This week’s “Cogill Wine & Film, A Perfect Pairing” Podcast on reVolver Podcasts Gary and I dive into the brilliance of Terrence Malick with his new Austin. TX based film, “Song To Song.” To toast this Texas film, a Texas winery with over 40 years of history, Fall Creek Vineyards. More on both below.
Listen to the show here and click “Episode 41.” And be sure to subscribe through iTunes, Spotify, IHeartRadio and Google Play.
The Film: “Song To Song”
Let’s get one thing straight. I am a big Terrence Malick fan. I have never met him, I wouldn’t recognize him on the street, and I’m always excited when I get the chance to see one of his films (Badlands, Days of Heaven, Tree of Life).
I also confess I see most of his works alone because they are far out of the mainstream and require both patience and plenty of attention from the audience.
“Song To Song” is such a film that uses the famous music scene in Austin, Texas as a backdrop for introspective melodrama.
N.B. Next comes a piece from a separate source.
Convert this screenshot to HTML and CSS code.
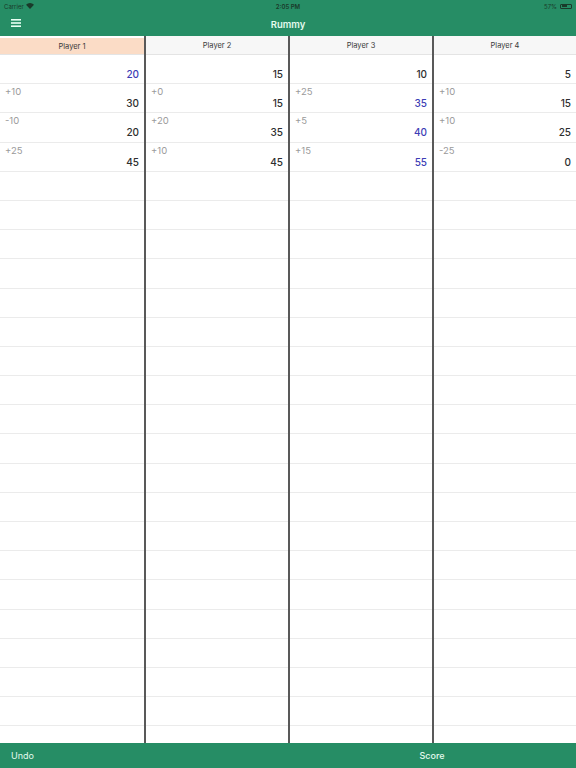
FILE: index.html
```html
<!DOCTYPE html>
<html lang="en">
<head>
  <meta charset="UTF-8">
  <meta name="viewport" content="width=device-width, initial-scale=1.0">
  <title>Rummy</title>
  <link rel="stylesheet" href="styles.css">
</head>
<body>

  <header class="topbar">
    <div class="status">
      <span class="carrier">Carrier
        <svg class="wifi" viewBox="0 0 12 9" width="8" height="6"><path d="M6 9 L0 2.6 A8.6 8.6 0 0 1 12 2.6 Z" fill="#1a3a2a"/></svg>
      </span>
      <span class="clock">2:05 PM</span>
      <span class="battery">57% <span class="cell"><span class="charge"></span></span></span>
    </div>
    <div class="nav">
      <svg class="menu" viewBox="0 0 10 8" width="10" height="8">
        <rect x="0" y="0" width="10" height="1.6" fill="#e9fff3"/>
        <rect x="0" y="3.2" width="10" height="1.6" fill="#e9fff3"/>
        <rect x="0" y="6.4" width="10" height="1.6" fill="#e9fff3"/>
      </svg>
      <h1 class="title">Rummy</h1>
    </div>
  </header>

  <main class="board" id="board"></main>

  <footer class="bottombar">
    <span class="undo">Undo</span>
    <span class="score">Score</span>
  </footer>

  <script>
    // each player: list of [delta, total, leading]
    const players = [
      { name: 'Player 1', active: true, rows: [[null, 20, true], ['+10', 30], ['-10', 20], ['+25', 45]] },
      { name: 'Player 2', rows: [[null, 15], ['+0', 15], ['+20', 35], ['+10', 45]] },
      { name: 'Player 3', rows: [[null, 10], ['+25', 35, true], ['+5', 40, true], ['+15', 55, true]] },
      { name: 'Player 4', rows: [[null, 5], ['+10', 15], ['+10', 25], ['-25', 0]] }
    ];
    const totalRows = 24;

    const board = document.getElementById('board');
    players.forEach(function (p) {
      const col = document.createElement('section');
      col.className = 'column';
      let html = '<div class="head' + (p.active ? ' active' : '') + '">' + p.name + '</div>';
      for (let i = 0; i < totalRows; i++) {
        const r = p.rows[i];
        if (r) {
          html += '<div class="row"><span class="delta">' + (r[0] || '') + '</span>' +
            '<span class="total' + (r[2] ? ' lead' : '') + '">' + r[1] + '</span></div>';
        } else {
          html += '<div class="row"></div>';
        }
      }
      col.innerHTML = html;
      board.appendChild(col);
    });
  </script>

</body>
</html>
```

FILE: styles.css
```css
* {
  box-sizing: border-box;
}
html, body {
  height: 100%;
}
body {
  margin: 0;
  display: flex;
  flex-direction: column;
  font-family: 'Inter', 'Liberation Sans', sans-serif;
  background: #fff;
  color: #333;
  overflow: hidden;
}
.topbar {
  background: #268d65;
  height: 36px;
  flex-shrink: 0;
}
.status {
  height: 12px;
  display: grid;
  grid-template-columns: 1fr auto 1fr;
  align-items: center;
  padding: 0 4px;
  font-size: 6px;
  font-weight: 600;
  color: #1a3a2a;
}
.carrier {
  display: flex;
  align-items: center;
  gap: 2px;
  font-weight: 400;
}
.clock {
  text-align: center;
}
.battery {
  justify-self: end;
  display: flex;
  align-items: center;
  gap: 3px;
  font-weight: 400;
}
.cell {
  width: 12px;
  height: 5px;
  border: 1px solid #1a3a2a;
  border-radius: 1px;
  padding: 0.5px;
  display: flex;
}
.charge {
  width: 57%;
  background: #1a3a2a;
}
.nav {
  height: 24px;
  position: relative;
  display: flex;
  align-items: center;
  justify-content: center;
}
.menu {
  position: absolute;
  left: 11px;
  top: 7px;
}
.title {
  margin: 0;
  font-size: 9.5px;
  font-weight: 600;
  color: #e4fbee;
}
.board {
  flex: 1;
  display: grid;
  grid-template-columns: repeat(4, 1fr);
  overflow: hidden;
  min-height: 0;
}
.column {
  display: flex;
  flex-direction: column;
  border-left: 2px solid #595959;
  overflow: hidden;
}
.column:first-child {
  border-left: none;
}
.head {
  height: 19px;
  flex-shrink: 0;
  background: #f7f7f7;
  border-bottom: 1px solid #e4e4e4;
  display: flex;
  align-items: center;
  justify-content: center;
  font-size: 7.5px;
  color: #3a3a3a;
}
.head.active {
  background: #fbdcc6;
  margin-top: 2px;
  height: 17px;
}
.row {
  height: 29.2px;
  flex-shrink: 0;
  border-bottom: 1px solid #ebebeb;
  display: flex;
  flex-direction: column;
  justify-content: space-between;
  padding: 2px 5px 4px 5px;
}
.delta {
  font-size: 9.5px;
  line-height: 12px;
  color: #9a9a9a;
  min-height: 12px;
}
.total {
  align-self: flex-end;
  font-size: 10px;
  line-height: 11px;
  font-weight: 500;
  color: #2e2e2e;
}
.total.lead {
  color: #3d3db5;
}
.bottombar {
  height: 25px;
  flex-shrink: 0;
  background: #268d65;
  display: grid;
  grid-template-columns: 1fr 1fr;
  align-items: center;
  font-size: 9px;
  color: #e4fbee;
}
.undo {
  padding-left: 11px;
}
.score {
  text-align: center;
  font-weight: 500;
}
```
Rooney Mara plays an insecure young artist looking for love and admiration while Michael Fassbender plays an arrogant, highly successful music producer looking for love in all the wrong places. Natalie Portman plays a sad eyed waitress open for seduction, and Ryan Gosling is a struggling songwriter looking for a short cut to success.
Everyone is looking for something in Malicks new film and when they find it there is a good chance it’s going to go wrong.
“Song To Song” also features Cate Blanchett, Val Kilmer, and Holly Hunter in fascinating supporting roles despite the film having very little structured narrative and not much dialogue. There is a lot of whispering and voice overs in Malick’s gut to the stomach, and I’m fine with the whole jumbled up mess.
It’s a movie of desperate people trying to get to the truth in hopes of finding a little comfort. Not unlike Paul Thomas Anderson’s emotional epic, “Magnolia,” this is a city of lost souls but not without hope. It’s also Austin, home of Linklater’s “Boyhood,” and Sandra Bullock.
So, once more into the movie breach I go, knowing full well that the genius of Terrence Malick is found in his ability to do whatever the hell he pleases. Yes, I find his movies rambling and frustrating but I also find them deeply spiritual and touching.
Even when I am the only one in the theater because the only other person walked out.
The Wine: Fall Creek Vineyards
For this film shot on the streets of Austin, a wine from Austinites who created their Hill Country Winery over 40 years ago. After traveling to Bordeaux, tasting through the Chateaux of France in the early 1970’s Ed and Susan Auler returned to their Austin, Texas home with the goal to make great Bordeaux style wines in Texas. The began their winery, Fall Creek Vineyards, in 1975, creating it’s home about 20 minutes outside of Austin in Tow.
A few years ago they opened a second tasting room in Driftwood, and brought in a new winemaker, Chilean-born and raised, Sergio Caudra, recommend to the Aulers by friend, famed winemaker Paul Hobbs. Caudra has a philosophy he brings to the winery that anything can grow anywhere.
Though many winemakers take the stance that Texas does best with traditionally warm weather varieties, like those of Italy and Spain, Caudra spent a good deal of time researching Texas summers. In Texas there is a long lead time up to the hottest part of summer, with temperatures starting to rise as early as late spring, allowing grapes time to prepare for the hottest part of the year.
These constant high temperatures, with the proper amount of lead up time, allows fruit to remain healthy, ripening slowly while maintaining acidity. He began to understand how adaptable the vines can be, producing varietally correct, high-quality grapes for wine. Specifically, just because a variety like Rielsing is known to thrive in cool climates doesn’t mean it can’t also thrive in hot conditions. But, the flavors and textures may be different than we typically thing.
The Fall Creek Terroir Reflection Series wines are created to showcase the straight forward image of the place in each of their wines, including a Tempranillo and GSM. Their Fall Creek Vineyards Meritus is their classic, signature Bordeaux-style blend of Merlot and Cabernet Sauvignon, aged 20 months in oak.